═════ Data
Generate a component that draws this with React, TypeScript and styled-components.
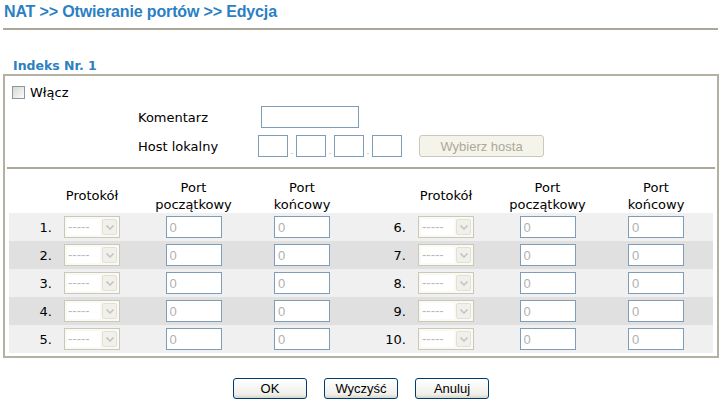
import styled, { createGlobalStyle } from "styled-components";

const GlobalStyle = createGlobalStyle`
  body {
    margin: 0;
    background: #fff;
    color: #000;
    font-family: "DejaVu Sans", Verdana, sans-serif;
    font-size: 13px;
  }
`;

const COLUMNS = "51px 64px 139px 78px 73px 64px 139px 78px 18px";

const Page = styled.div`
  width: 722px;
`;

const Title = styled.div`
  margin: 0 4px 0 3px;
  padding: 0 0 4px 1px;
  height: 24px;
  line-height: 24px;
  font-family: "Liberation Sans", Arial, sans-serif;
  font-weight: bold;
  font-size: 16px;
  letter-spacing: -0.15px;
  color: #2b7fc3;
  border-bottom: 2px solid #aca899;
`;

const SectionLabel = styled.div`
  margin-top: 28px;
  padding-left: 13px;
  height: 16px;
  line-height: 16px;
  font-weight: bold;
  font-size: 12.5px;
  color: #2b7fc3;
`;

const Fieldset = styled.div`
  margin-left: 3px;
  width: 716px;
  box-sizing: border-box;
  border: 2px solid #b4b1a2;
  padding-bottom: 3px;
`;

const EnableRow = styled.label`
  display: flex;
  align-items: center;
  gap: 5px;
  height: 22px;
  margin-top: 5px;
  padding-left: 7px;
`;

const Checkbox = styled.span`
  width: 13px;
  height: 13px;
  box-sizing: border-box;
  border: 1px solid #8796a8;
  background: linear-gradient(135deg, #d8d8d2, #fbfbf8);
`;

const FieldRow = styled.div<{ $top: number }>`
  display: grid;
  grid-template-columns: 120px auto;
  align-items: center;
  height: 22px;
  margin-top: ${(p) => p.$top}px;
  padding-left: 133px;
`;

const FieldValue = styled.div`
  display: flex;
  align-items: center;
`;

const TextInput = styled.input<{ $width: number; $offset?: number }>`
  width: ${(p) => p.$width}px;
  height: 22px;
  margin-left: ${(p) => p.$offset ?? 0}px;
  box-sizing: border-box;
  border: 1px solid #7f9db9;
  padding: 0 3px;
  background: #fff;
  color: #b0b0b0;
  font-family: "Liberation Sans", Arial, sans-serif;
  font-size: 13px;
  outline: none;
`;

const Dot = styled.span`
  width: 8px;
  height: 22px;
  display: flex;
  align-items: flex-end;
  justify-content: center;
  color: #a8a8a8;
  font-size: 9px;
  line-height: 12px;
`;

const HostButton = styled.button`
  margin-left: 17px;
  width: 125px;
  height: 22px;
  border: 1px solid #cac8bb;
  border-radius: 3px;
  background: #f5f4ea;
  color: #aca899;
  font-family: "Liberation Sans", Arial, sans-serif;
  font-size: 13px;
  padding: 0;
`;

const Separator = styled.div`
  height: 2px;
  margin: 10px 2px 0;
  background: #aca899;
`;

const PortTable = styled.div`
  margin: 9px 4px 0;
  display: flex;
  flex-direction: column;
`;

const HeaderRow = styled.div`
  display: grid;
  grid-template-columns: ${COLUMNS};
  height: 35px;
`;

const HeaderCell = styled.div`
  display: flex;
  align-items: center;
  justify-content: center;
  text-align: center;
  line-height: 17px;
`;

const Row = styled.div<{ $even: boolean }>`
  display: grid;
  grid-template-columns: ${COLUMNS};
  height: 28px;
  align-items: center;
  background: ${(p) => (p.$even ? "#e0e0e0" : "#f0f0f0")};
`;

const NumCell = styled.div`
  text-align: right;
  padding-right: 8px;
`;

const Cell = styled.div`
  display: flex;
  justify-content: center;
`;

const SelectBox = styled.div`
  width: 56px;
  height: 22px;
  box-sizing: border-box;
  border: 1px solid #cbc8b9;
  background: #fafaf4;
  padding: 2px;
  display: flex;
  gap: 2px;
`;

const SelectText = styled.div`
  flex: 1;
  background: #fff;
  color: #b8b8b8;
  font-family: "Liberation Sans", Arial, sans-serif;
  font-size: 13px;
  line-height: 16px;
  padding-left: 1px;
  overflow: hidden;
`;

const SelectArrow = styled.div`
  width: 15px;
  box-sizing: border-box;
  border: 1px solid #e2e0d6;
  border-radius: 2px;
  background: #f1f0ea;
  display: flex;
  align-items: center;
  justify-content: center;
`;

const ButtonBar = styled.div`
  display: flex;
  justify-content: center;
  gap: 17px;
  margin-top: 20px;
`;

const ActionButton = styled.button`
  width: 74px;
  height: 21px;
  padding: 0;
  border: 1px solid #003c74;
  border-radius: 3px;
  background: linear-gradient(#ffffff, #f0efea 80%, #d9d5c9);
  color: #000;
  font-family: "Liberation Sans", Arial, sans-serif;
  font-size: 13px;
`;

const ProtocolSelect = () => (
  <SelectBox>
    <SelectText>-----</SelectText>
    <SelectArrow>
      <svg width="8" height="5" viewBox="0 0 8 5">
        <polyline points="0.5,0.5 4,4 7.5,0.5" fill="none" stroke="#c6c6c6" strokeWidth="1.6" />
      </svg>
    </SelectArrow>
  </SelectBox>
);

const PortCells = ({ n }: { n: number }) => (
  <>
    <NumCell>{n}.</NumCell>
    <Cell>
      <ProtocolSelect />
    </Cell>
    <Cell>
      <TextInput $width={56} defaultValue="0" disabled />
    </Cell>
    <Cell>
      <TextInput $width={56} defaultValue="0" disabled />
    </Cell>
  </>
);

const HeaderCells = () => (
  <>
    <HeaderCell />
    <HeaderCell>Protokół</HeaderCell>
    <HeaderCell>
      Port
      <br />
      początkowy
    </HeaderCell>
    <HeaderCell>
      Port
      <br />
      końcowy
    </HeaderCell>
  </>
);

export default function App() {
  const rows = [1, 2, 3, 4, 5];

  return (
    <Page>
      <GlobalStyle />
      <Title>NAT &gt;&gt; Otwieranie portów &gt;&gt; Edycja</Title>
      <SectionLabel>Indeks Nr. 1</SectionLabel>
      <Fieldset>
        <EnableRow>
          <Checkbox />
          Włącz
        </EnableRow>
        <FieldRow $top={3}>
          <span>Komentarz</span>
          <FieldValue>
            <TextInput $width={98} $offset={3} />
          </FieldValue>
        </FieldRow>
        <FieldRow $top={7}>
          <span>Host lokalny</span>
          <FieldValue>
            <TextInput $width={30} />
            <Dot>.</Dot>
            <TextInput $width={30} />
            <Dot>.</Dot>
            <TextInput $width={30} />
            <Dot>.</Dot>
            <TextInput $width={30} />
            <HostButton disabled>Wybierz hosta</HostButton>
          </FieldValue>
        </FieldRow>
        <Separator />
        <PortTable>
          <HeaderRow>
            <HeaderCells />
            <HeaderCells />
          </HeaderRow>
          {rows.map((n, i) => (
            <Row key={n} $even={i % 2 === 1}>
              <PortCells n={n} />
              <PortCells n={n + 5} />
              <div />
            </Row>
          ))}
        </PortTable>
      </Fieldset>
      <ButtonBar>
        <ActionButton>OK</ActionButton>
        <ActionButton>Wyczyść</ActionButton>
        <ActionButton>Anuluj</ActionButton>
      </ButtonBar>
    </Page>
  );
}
══════════
# [Work required]
Reproduce each line word for word and drop the pictures.

# [Result below]
Generate a component that draws this with React, TypeScript and styled-components.
import styled, { createGlobalStyle } from "styled-components";

const GlobalStyle = createGlobalStyle`
  body {
    margin: 0;
    background: #fff;
    color: #000;
    font-family: "DejaVu Sans", Verdana, sans-serif;
    font-size: 13px;
  }
`;

const COLUMNS = "51px 64px 139px 78px 73px 64px 139px 78px 18px";

const Page = styled.div`
  width: 722px;
`;

const Title = styled.div`
  margin: 0 4px 0 3px;
  padding: 0 0 4px 1px;
  height: 24px;
  line-height: 24px;
  font-family: "Liberation Sans", Arial, sans-serif;
  font-weight: bold;
  font-size: 16px;
  letter-spacing: -0.15px;
  color: #2b7fc3;
  border-bottom: 2px solid #aca899;
`;

const SectionLabel = styled.div`
  margin-top: 28px;
  padding-left: 13px;
  height: 16px;
  line-height: 16px;
  font-weight: bold;
  font-size: 12.5px;
  color: #2b7fc3;
`;

const Fieldset = styled.div`
  margin-left: 3px;
  width: 716px;
  box-sizing: border-box;
  border: 2px solid #b4b1a2;
  padding-bottom: 3px;
`;

const EnableRow = styled.label`
  display: flex;
  align-items: center;
  gap: 5px;
  height: 22px;
  margin-top: 5px;
  padding-left: 7px;
`;

const Checkbox = styled.span`
  width: 13px;
  height: 13px;
  box-sizing: border-box;
  border: 1px solid #8796a8;
  background: linear-gradient(135deg, #d8d8d2, #fbfbf8);
`;

const FieldRow = styled.div<{ $top: number }>`
  display: grid;
  grid-template-columns: 120px auto;
  align-items: center;
  height: 22px;
  margin-top: ${(p) => p.$top}px;
  padding-left: 133px;
`;

const FieldValue = styled.div`
  display: flex;
  align-items: center;
`;

const TextInput = styled.input<{ $width: number; $offset?: number }>`
  width: ${(p) => p.$width}px;
  height: 22px;
  margin-left: ${(p) => p.$offset ?? 0}px;
  box-sizing: border-box;
  border: 1px solid #7f9db9;
  padding: 0 3px;
  background: #fff;
  color: #b0b0b0;
  font-family: "Liberation Sans", Arial, sans-serif;
  font-size: 13px;
  outline: none;
`;

const Dot = styled.span`
  width: 8px;
  height: 22px;
  display: flex;
  align-items: flex-end;
  justify-content: center;
  color: #a8a8a8;
  font-size: 9px;
  line-height: 12px;
`;

const HostButton = styled.button`
  margin-left: 17px;
  width: 125px;
  height: 22px;
  border: 1px solid #cac8bb;
  border-radius: 3px;
  background: #f5f4ea;
  color: #aca899;
  font-family: "Liberation Sans", Arial, sans-serif;
  font-size: 13px;
  padding: 0;
`;

const Separator = styled.div`
  height: 2px;
  margin: 10px 2px 0;
  background: #aca899;
`;

const PortTable = styled.div`
  margin: 9px 4px 0;
  display: flex;
  flex-direction: column;
`;

const HeaderRow = styled.div`
  display: grid;
  grid-template-columns: ${COLUMNS};
  height: 35px;
`;

const HeaderCell = styled.div`
  display: flex;
  align-items: center;
  justify-content: center;
  text-align: center;
  line-height: 17px;
`;

const Row = styled.div<{ $even: boolean }>`
  display: grid;
  grid-template-columns: ${COLUMNS};
  height: 28px;
  align-items: center;
  background: ${(p) => (p.$even ? "#e0e0e0" : "#f0f0f0")};
`;

const NumCell = styled.div`
  text-align: right;
  padding-right: 8px;
`;

const Cell = styled.div`
  display: flex;
  justify-content: center;
`;

const SelectBox = styled.div`
  width: 56px;
  height: 22px;
  box-sizing: border-box;
  border: 1px solid #cbc8b9;
  background: #fafaf4;
  padding: 2px;
  display: flex;
  gap: 2px;
`;

const SelectText = styled.div`
  flex: 1;
  background: #fff;
  color: #b8b8b8;
  font-family: "Liberation Sans", Arial, sans-serif;
  font-size: 13px;
  line-height: 16px;
  padding-left: 1px;
  overflow: hidden;
`;

const SelectArrow = styled.div`
  width: 15px;
  box-sizing: border-box;
  border: 1px solid #e2e0d6;
  border-radius: 2px;
  background: #f1f0ea;
  display: flex;
  align-items: center;
  justify-content: center;
`;

const ButtonBar = styled.div`
  display: flex;
  justify-content: center;
  gap: 17px;
  margin-top: 20px;
`;

const ActionButton = styled.button`
  width: 74px;
  height: 21px;
  padding: 0;
  border: 1px solid #003c74;
  border-radius: 3px;
  background: linear-gradient(#ffffff, #f0efea 80%, #d9d5c9);
  color: #000;
  font-family: "Liberation Sans", Arial, sans-serif;
  font-size: 13px;
`;

const ProtocolSelect = () => (
  <SelectBox>
    <SelectText>-----</SelectText>
    <SelectArrow>
      <svg width="8" height="5" viewBox="0 0 8 5">
        <polyline points="0.5,0.5 4,4 7.5,0.5" fill="none" stroke="#c6c6c6" strokeWidth="1.6" />
      </svg>
    </SelectArrow>
  </SelectBox>
);

const PortCells = ({ n }: { n: number }) => (
  <>
    <NumCell>{n}.</NumCell>
    <Cell>
      <ProtocolSelect />
    </Cell>
    <Cell>
      <TextInput $width={56} defaultValue="0" disabled />
    </Cell>
    <Cell>
      <TextInput $width={56} defaultValue="0" disabled />
    </Cell>
  </>
);

const HeaderCells = () => (
  <>
    <HeaderCell />
    <HeaderCell>Protokół</HeaderCell>
    <HeaderCell>
      Port
      <br />
      początkowy
    </HeaderCell>
    <HeaderCell>
      Port
      <br />
      końcowy
    </HeaderCell>
  </>
);

export default function App() {
  const rows = [1, 2, 3, 4, 5];

  return (
    <Page>
      <GlobalStyle />
      <Title>NAT &gt;&gt; Otwieranie portów &gt;&gt; Edycja</Title>
      <SectionLabel>Indeks Nr. 1</SectionLabel>
      <Fieldset>
        <EnableRow>
          <Checkbox />
          Włącz
        </EnableRow>
        <FieldRow $top={3}>
          <span>Komentarz</span>
          <FieldValue>
            <TextInput $width={98} $offset={3} />
          </FieldValue>
        </FieldRow>
        <FieldRow $top={7}>
          <span>Host lokalny</span>
          <FieldValue>
            <TextInput $width={30} />
            <Dot>.</Dot>
            <TextInput $width={30} />
            <Dot>.</Dot>
            <TextInput $width={30} />
            <Dot>.</Dot>
            <TextInput $width={30} />
            <HostButton disabled>Wybierz hosta</HostButton>
          </FieldValue>
        </FieldRow>
        <Separator />
        <PortTable>
          <HeaderRow>
            <HeaderCells />
            <HeaderCells />
          </HeaderRow>
          {rows.map((n, i) => (
            <Row key={n} $even={i % 2 === 1}>
              <PortCells n={n} />
              <PortCells n={n + 5} />
              <div />
            </Row>
          ))}
        </PortTable>
      </Fieldset>
      <ButtonBar>
        <ActionButton>OK</ActionButton>
        <ActionButton>Wyczyść</ActionButton>
        <ActionButton>Anuluj</ActionButton>
      </ButtonBar>
    </Page>
  );
}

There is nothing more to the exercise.